Rosanjin was known as a gourmand as much as an artist — he became the creative force behind an exclusive restaurant, pairing ceramics and food — and he was said to have enjoyed the exceptional freshness and variety of ingredients in Kaga. These days, tourists and locals line up for unpretentious 2,000-yen lunch sets (they could easily cost five times as much in Tokyo) at Ippei Sushi. On a recent Friday, the chef, Yukio Nimaida, showed me three kinds of local prawns he’d sourced early that morning. The rice he uses, a bouncy sweet cultivar called Koshihikari, grows nearby in paddies fed by clean mountain water.

I asked Nimaida-san what he hopes visitors to Kaga will experience. “Hot springs and fish,” he said. “That’s all you need, isn’t it?”

With Kiku no Yu public bathhouse at its heart, Yamanaka’s downtown stretches along one side of the Kakusenkei gorge.

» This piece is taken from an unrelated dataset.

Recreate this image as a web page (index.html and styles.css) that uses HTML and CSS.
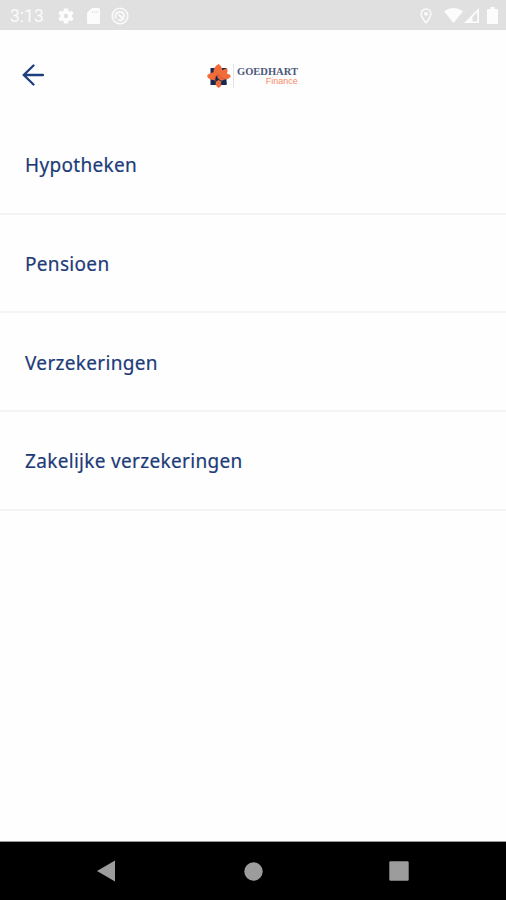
FILE: index.html
```
<!DOCTYPE html>
<html lang="nl">
	<head>
		<title>Goedhart Finance</title>
		<meta charset="UTF-8">
		<link rel="stylesheet" href="styles.css">
	</head>
	<body>
		<div class="statusbar">
			<span class="time">3:13</span>
			<svg class="icon gear" width="18" height="18" viewBox="0 0 24 24"><path fill-rule="evenodd" d="M19.600 13a7.500 7.500 0 0 0 0-2l2.600-1.900-2.300-4-2.900 1.200a7 7 0 0 0-1.700-1L14.800 2H9.200l-.5 3.300a7 7 0 0 0-1.700 1L4.100 5.100l-2.300 4L4.400 11a7.500 7.500 0 0 0 0 2l-2.600 1.900 2.300 4L7 17.700a7 7 0 0 0 1.700 1l.5 3.300h5.600l.5-3.300a7 7 0 0 0 1.700-1l2.900 1.200 2.300-4zM12 15a3 3 0 1 1 0-6 3 3 0 0 1 0 6z"/></svg>
			<svg class="icon card" width="13" height="16" viewBox="0 0 13 16"><path fill-rule="evenodd" d="M5 0h6.500Q13 0 13 1.500v13Q13 16 11.500 16h-10Q0 16 0 14.500V5zM5 3v2h1V3zM7.300 3v2h1V3zM9.600 3v2h1V3z"/></svg>
			<svg class="icon sync" width="18" height="18" viewBox="0 0 18 18"><circle class="line" cx="9" cy="9" r="7.800"/><path class="line thick" d="M5 11.500a4.400 4.400 0 0 1 7.800-4.300l.3 3.300M11.500 12.500a4 4 0 0 1-4.300 0M7.500 7.500l5.500 5"/></svg>
			<svg class="icon pin" width="12" height="16" viewBox="0 0 12 16"><path class="line" d="M6 1a4.800 4.800 0 0 0-4.800 4.800C1.200 9.300 6 14.800 6 14.800s4.800-5.500 4.800-9A4.800 4.800 0 0 0 6 1z"/><circle cx="6" cy="5.800" r="1.900"/></svg>
			<svg class="icon wifi" width="19" height="15" viewBox="0 0 19 15"><path d="M0 3.200Q9.500-3.200 19 3.200L9.500 15z"/></svg>
			<svg class="icon signal" width="15" height="15" viewBox="0 0 15 15"><path fill-rule="evenodd" d="M15 0v15H0zM13.300 4.200L8.500 9v4.500h4.800z"/></svg>
			<svg class="icon battery" width="11" height="17" viewBox="0 0 11 17"><path d="M3.500 0h4v2H10q1 0 1 1v13q0 1-1 1H1q-1 0-1-1V3q0-1 1-1h2.500z"/></svg>
		</div>

		<div class="header">
			<svg class="back" width="22" height="22" viewBox="0 0 22 22"><path d="M11.500 1.500L1.800 11l9.700 9.500M1.800 11H21"/></svg>
			<div class="logo">
				<svg width="24" height="24" viewBox="0 0 24 24">
					<path class="navy" d="M3.500 4h16v17h-16z"/>
					<path class="orange" d="M11.500 0Q15 2 15.500 6.500q2-2.500 5-1.500.5 3-1 4.500Q22.500 9.500 24 12q-2 3.500-6.500 3.500L14.500 17q2 4-3 7-4-3-2.500-6l-2-2q-5.500 0-7-4Q2 8.500 6.500 8.500 6.500 2.500 11.500 0z"/>
					<path class="navy" d="M8.500 18q-1-5 1.500-6.500.5 4 5.500 5.500l4 1v2.500h-6l1-3-3-1.500z"/>
					<path class="swirl" d="M7.500 15q.5-4 4-4.500 1.500 4 6 4.500"/>
				</svg>
				<div class="brand">
					<span class="name">GOEDHART</span>
					<span class="sub">Finance</span>
				</div>
			</div>
		</div>

		<div class="menu">
			<a class="item">Hypotheken</a>
			<a class="item">Pensioen</a>
			<a class="item">Verzekeringen</a>
			<a class="item">Zakelijke verzekeringen</a>
		</div>

		<div class="navbar">
			<svg width="18" height="22" viewBox="0 0 18 22"><path d="M0 11L18 .5v21z"/></svg>
			<svg class="home" width="19" height="19" viewBox="0 0 19 19"><circle cx="9.500" cy="9.500" r="9.200"/></svg>
			<svg width="20" height="20" viewBox="0 0 20 20"><rect x=".3" y=".3" width="19.400" height="19.400" rx="1.300"/></svg>
		</div>
	</body>
</html>
```
FILE: styles.css
```
*{
	box-sizing:border-box;
}
body{
	margin:0;
	height:900px;
	display:flex;
	flex-direction:column;
	background-color:#fefefe;
	font-family:"Noto Sans","Open Sans",sans-serif;
}
svg{
	display:block;
	flex:none;
}
.statusbar{
	display:flex;
	align-items:center;
	height:30px;
	padding:1px 8px 0 10px;
	background-color:#e0e0e0;
	color:#fafafa;
}
.time{
	width:47px;
	font-family:Roboto,sans-serif;
	font-size:17.500px;
}
.icon{
	fill:#fcfcfc;
}
.line{
	fill:none;
	stroke:#fafafa;
	stroke-width:1.600;
}
.thick{
	stroke-width:2;
}
.card{
	margin-left:12px;
}
.sync{
	margin-left:11px;
}
.pin{
	margin-left:auto;
}
.wifi{
	margin-left:12px;
}
.signal{
	margin-left:1px;
}
.battery{
	margin-left:8px;
}
.header{
	display:grid;
	grid-template-columns:1fr auto 1fr;
	align-items:center;
	height:86px;
	padding:4px 22px 0;
}
.back{
	fill:none;
	stroke:#1d3f7c;
	stroke-width:2.300;
	stroke-linecap:round;
}
.logo{
	display:flex;
	align-items:center;
	width:92px;
	padding-top:2px;
}
.navy{
	fill:#17284f;
}
.orange{
	fill:#f26c3a;
}
.swirl{
	fill:none;
	stroke:#c9563a;
	stroke-width:1;
}
.brand{
	display:flex;
	flex-direction:column;
	height:24px;
	margin-left:2px;
	padding:2px 0 0 3px;
	border-left:1px solid #e2e3e8;
}
.name{
	font:bold 10.500px/11px "Liberation Serif",serif;
	color:#4b597b;
}
.sub{
	font:9px/9px "Liberation Sans",sans-serif;
	text-align:right;
	color:#fa8a65;
}
.menu{
	flex:1;
}
.item{
	display:flex;
	align-items:center;
	height:98.700px;
	padding:2px 25px 0;
	border-bottom:2px solid #f4f4f4;
	font-size:19px;
	letter-spacing:.320px;
	color:#1d3b78;
	-webkit-text-stroke:.200px #1d3b78;
}
.navbar{
	display:flex;
	align-items:center;
	height:59px;
	padding:0 97px;
	justify-content:space-between;
	background-color:#000;
	border-top:1px solid #999;
	fill:#9c9c9c;
}
.home{
	margin-left:2px;
}
```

On the other side, a peaceful walking path meanders beside the icy aquamarine river; I walk there often, especially in spring, when wildflowers emerge from lush tufts of moss.

Yamanaka is also known for wooden tableware and teaware finished with lacquer made from the sap of urushi trees. The best of this lacquerware is not for sale in the souvenir shops along the main street but is on display in small museums and in service at tearooms, bars and ryokan.

One such place is Mugen-an, a house-turned-museum near the south end of the Kakusenkei walking path. Its shoin-style architecture — including paper doors decorated with gold and rare spalted persimmon-wood railings, naturally streaked with black — reflects the status of its original residents, a former high-ranking samurai family.

In early May, I brought friends from New York to Mugen-an to sip matcha — the same bright green as the new maple leaves outside — and admire displays of tea ceremony utensils decorated in maki-e, lacquer illustrations dusted with precious minerals.

A scenic hinoki-wood bridge, Korogi-bashi, leads back toward town. Up a steep stone-paved side street next to a shrine is Washu Bar Engawa (the bar I apprenticed at when I first came to Yamanaka), where sake and food are served in an exquisite collection of local lacquerware and antique pottery. Last time I stopped by, I drank from an elegant horse chestnut cup made by the craftsman Takehito Nakajima specifically to suit the local sake, Shishi no Sato. On any given night, there’s a good chance of running into a few craftsmen at the bar.

It’s not easy for tourists to access craftspeople’s studios, but at Urushi-za, a lacquerware showroom, visitors can make an appointment to tour the attached training institute — where students learn every step from forging their own tools to applying maki-e — and even try shaping a bowl by applying a sharp gouge to a fast-spinning piece of wood on Yamanaka’s unique style of lathe.

The most immersive experience of Yamanaka’s distinct culture is a stay at one of its high-end ryokan, like Kayotei, where the owner, Masanori Kamiguchi, has spent decades cultivating appreciation of local crafts and ecology among his guests. Across the street, the young proprietors of Hanamurasaki ryokan, Kohei and Manami Yamada, pursue a similar vision. And visitors don’t have to stay overnight to reserve afternoon tea in their sabo, a tearoom designed by the Tokyo-based restaurateur and designer Shinichiro Ogata to feature locally quarried stone and Japanese paper, along with teaware in shades of charcoal and porcelain.

“I believe that in order to pass down something traditional it has to fit into modern life,” Kohei-san told me. Manami-san added: “Ryokans have always been cultural salons.” This kind of hospitality encourages patronage of local crafts, and brings new people and ideas to small towns. Visitors who come on the extended Hokuriku Shinkansen can be part of that legacy, helping Yamanaka, Yamashiro and Katayamazu thrive.